Write out the listing below in full and exactly, leaving out every picture.

Dataset content:
* Start *

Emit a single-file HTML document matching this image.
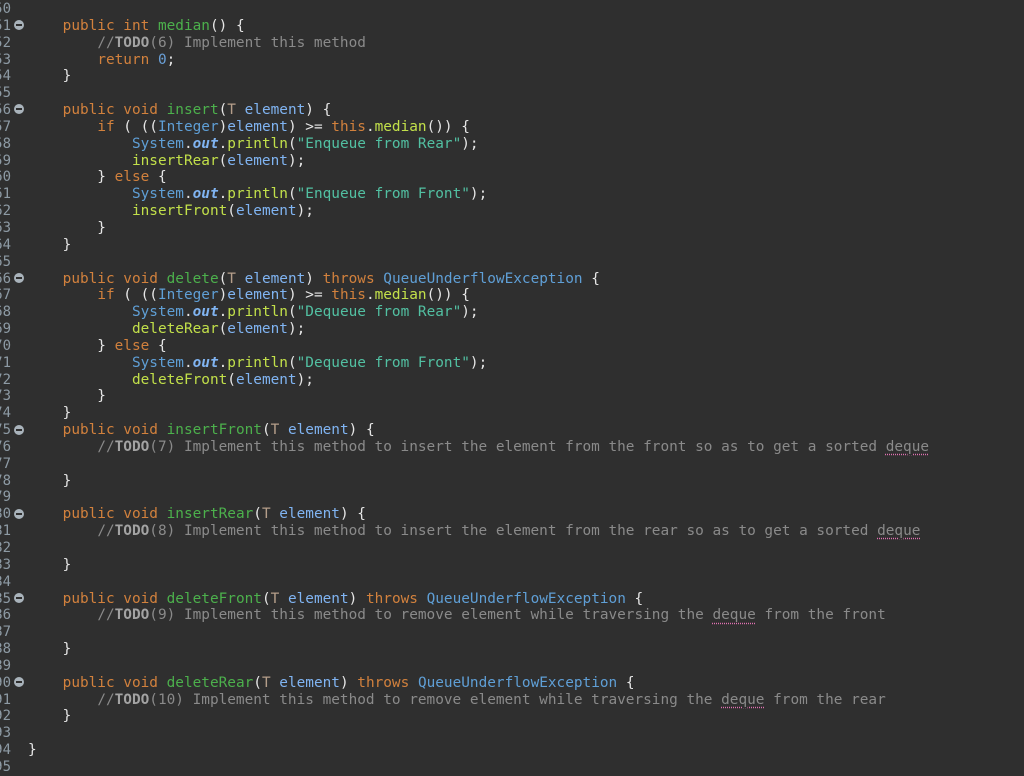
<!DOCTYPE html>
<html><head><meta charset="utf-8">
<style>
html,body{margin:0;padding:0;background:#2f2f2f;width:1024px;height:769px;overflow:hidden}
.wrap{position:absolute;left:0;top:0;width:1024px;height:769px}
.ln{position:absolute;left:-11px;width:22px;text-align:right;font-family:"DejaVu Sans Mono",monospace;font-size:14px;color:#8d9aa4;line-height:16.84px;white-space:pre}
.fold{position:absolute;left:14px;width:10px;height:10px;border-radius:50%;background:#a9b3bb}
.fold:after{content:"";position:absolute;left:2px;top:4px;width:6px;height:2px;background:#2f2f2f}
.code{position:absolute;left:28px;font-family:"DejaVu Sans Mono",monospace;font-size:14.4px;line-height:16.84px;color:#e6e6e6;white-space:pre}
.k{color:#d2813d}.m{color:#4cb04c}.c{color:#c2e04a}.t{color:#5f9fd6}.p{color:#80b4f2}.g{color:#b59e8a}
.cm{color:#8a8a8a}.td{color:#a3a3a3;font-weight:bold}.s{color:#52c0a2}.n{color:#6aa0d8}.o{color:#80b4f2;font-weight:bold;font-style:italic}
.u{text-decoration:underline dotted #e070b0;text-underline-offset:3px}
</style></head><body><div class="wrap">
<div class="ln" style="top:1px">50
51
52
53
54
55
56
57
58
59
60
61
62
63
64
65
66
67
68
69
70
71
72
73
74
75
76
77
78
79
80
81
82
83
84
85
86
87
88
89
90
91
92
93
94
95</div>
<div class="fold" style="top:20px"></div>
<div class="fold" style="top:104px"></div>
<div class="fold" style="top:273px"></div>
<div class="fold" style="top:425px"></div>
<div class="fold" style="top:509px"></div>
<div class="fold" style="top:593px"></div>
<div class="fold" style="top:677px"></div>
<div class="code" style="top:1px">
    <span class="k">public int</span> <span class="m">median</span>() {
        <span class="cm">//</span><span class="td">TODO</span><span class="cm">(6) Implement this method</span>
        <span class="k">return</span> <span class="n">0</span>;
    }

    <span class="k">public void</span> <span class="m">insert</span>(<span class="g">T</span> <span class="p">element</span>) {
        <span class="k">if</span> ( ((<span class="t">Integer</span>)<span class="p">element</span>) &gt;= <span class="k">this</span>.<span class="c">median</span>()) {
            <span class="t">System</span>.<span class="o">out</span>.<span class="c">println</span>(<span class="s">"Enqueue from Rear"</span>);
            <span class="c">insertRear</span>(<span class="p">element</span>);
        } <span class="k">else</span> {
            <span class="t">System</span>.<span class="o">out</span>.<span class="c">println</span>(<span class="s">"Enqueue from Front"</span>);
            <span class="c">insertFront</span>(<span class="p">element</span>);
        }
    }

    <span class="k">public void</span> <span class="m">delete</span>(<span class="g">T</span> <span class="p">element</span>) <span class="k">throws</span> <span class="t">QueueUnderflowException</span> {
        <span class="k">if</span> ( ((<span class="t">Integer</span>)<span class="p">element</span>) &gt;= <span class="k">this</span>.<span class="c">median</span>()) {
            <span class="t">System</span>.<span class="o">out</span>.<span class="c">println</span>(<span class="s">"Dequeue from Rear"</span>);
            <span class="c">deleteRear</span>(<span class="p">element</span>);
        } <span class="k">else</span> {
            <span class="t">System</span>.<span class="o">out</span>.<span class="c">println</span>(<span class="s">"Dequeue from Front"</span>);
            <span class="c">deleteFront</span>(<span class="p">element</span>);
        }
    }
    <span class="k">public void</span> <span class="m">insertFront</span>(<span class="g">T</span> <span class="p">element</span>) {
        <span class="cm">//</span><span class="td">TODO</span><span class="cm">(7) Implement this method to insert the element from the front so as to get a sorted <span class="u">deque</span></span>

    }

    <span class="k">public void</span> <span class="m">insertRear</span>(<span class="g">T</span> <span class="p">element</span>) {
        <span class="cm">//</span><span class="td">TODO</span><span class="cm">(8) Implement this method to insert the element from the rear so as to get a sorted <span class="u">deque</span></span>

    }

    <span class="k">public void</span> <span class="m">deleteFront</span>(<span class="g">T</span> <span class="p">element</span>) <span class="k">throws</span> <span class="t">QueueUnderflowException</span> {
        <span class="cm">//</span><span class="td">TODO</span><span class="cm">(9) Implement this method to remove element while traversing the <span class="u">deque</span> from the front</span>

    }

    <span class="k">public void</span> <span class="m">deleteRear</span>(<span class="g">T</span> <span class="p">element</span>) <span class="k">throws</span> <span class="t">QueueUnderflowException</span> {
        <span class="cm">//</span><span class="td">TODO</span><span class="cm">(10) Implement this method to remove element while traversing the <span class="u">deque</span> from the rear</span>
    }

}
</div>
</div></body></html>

* End *

Expected answer:
Emit a single-file HTML document matching this image.
<!DOCTYPE html>
<html><head><meta charset="utf-8">
<style>
html,body{margin:0;padding:0;background:#2f2f2f;width:1024px;height:769px;overflow:hidden}
.wrap{position:absolute;left:0;top:0;width:1024px;height:769px}
.ln{position:absolute;left:-11px;width:22px;text-align:right;font-family:"DejaVu Sans Mono",monospace;font-size:14px;color:#8d9aa4;line-height:16.84px;white-space:pre}
.fold{position:absolute;left:14px;width:10px;height:10px;border-radius:50%;background:#a9b3bb}
.fold:after{content:"";position:absolute;left:2px;top:4px;width:6px;height:2px;background:#2f2f2f}
.code{position:absolute;left:28px;font-family:"DejaVu Sans Mono",monospace;font-size:14.4px;line-height:16.84px;color:#e6e6e6;white-space:pre}
.k{color:#d2813d}.m{color:#4cb04c}.c{color:#c2e04a}.t{color:#5f9fd6}.p{color:#80b4f2}.g{color:#b59e8a}
.cm{color:#8a8a8a}.td{color:#a3a3a3;font-weight:bold}.s{color:#52c0a2}.n{color:#6aa0d8}.o{color:#80b4f2;font-weight:bold;font-style:italic}
.u{text-decoration:underline dotted #e070b0;text-underline-offset:3px}
</style></head><body><div class="wrap">
<div class="ln" style="top:1px">50
51
52
53
54
55
56
57
58
59
60
61
62
63
64
65
66
67
68
69
70
71
72
73
74
75
76
77
78
79
80
81
82
83
84
85
86
87
88
89
90
91
92
93
94
95</div>
<div class="fold" style="top:20px"></div>
<div class="fold" style="top:104px"></div>
<div class="fold" style="top:273px"></div>
<div class="fold" style="top:425px"></div>
<div class="fold" style="top:509px"></div>
<div class="fold" style="top:593px"></div>
<div class="fold" style="top:677px"></div>
<div class="code" style="top:1px">
    <span class="k">public int</span> <span class="m">median</span>() {
        <span class="cm">//</span><span class="td">TODO</span><span class="cm">(6) Implement this method</span>
        <span class="k">return</span> <span class="n">0</span>;
    }

    <span class="k">public void</span> <span class="m">insert</span>(<span class="g">T</span> <span class="p">element</span>) {
        <span class="k">if</span> ( ((<span class="t">Integer</span>)<span class="p">element</span>) &gt;= <span class="k">this</span>.<span class="c">median</span>()) {
            <span class="t">System</span>.<span class="o">out</span>.<span class="c">println</span>(<span class="s">"Enqueue from Rear"</span>);
            <span class="c">insertRear</span>(<span class="p">element</span>);
        } <span class="k">else</span> {
            <span class="t">System</span>.<span class="o">out</span>.<span class="c">println</span>(<span class="s">"Enqueue from Front"</span>);
            <span class="c">insertFront</span>(<span class="p">element</span>);
        }
    }

    <span class="k">public void</span> <span class="m">delete</span>(<span class="g">T</span> <span class="p">element</span>) <span class="k">throws</span> <span class="t">QueueUnderflowException</span> {
        <span class="k">if</span> ( ((<span class="t">Integer</span>)<span class="p">element</span>) &gt;= <span class="k">this</span>.<span class="c">median</span>()) {
            <span class="t">System</span>.<span class="o">out</span>.<span class="c">println</span>(<span class="s">"Dequeue from Rear"</span>);
            <span class="c">deleteRear</span>(<span class="p">element</span>);
        } <span class="k">else</span> {
            <span class="t">System</span>.<span class="o">out</span>.<span class="c">println</span>(<span class="s">"Dequeue from Front"</span>);
            <span class="c">deleteFront</span>(<span class="p">element</span>);
        }
    }
    <span class="k">public void</span> <span class="m">insertFront</span>(<span class="g">T</span> <span class="p">element</span>) {
        <span class="cm">//</span><span class="td">TODO</span><span class="cm">(7) Implement this method to insert the element from the front so as to get a sorted <span class="u">deque</span></span>

    }

    <span class="k">public void</span> <span class="m">insertRear</span>(<span class="g">T</span> <span class="p">element</span>) {
        <span class="cm">//</span><span class="td">TODO</span><span class="cm">(8) Implement this method to insert the element from the rear so as to get a sorted <span class="u">deque</span></span>

    }

    <span class="k">public void</span> <span class="m">deleteFront</span>(<span class="g">T</span> <span class="p">element</span>) <span class="k">throws</span> <span class="t">QueueUnderflowException</span> {
        <span class="cm">//</span><span class="td">TODO</span><span class="cm">(9) Implement this method to remove element while traversing the <span class="u">deque</span> from the front</span>

    }

    <span class="k">public void</span> <span class="m">deleteRear</span>(<span class="g">T</span> <span class="p">element</span>) <span class="k">throws</span> <span class="t">QueueUnderflowException</span> {
        <span class="cm">//</span><span class="td">TODO</span><span class="cm">(10) Implement this method to remove element while traversing the <span class="u">deque</span> from the rear</span>
    }

}
</div>
</div></body></html>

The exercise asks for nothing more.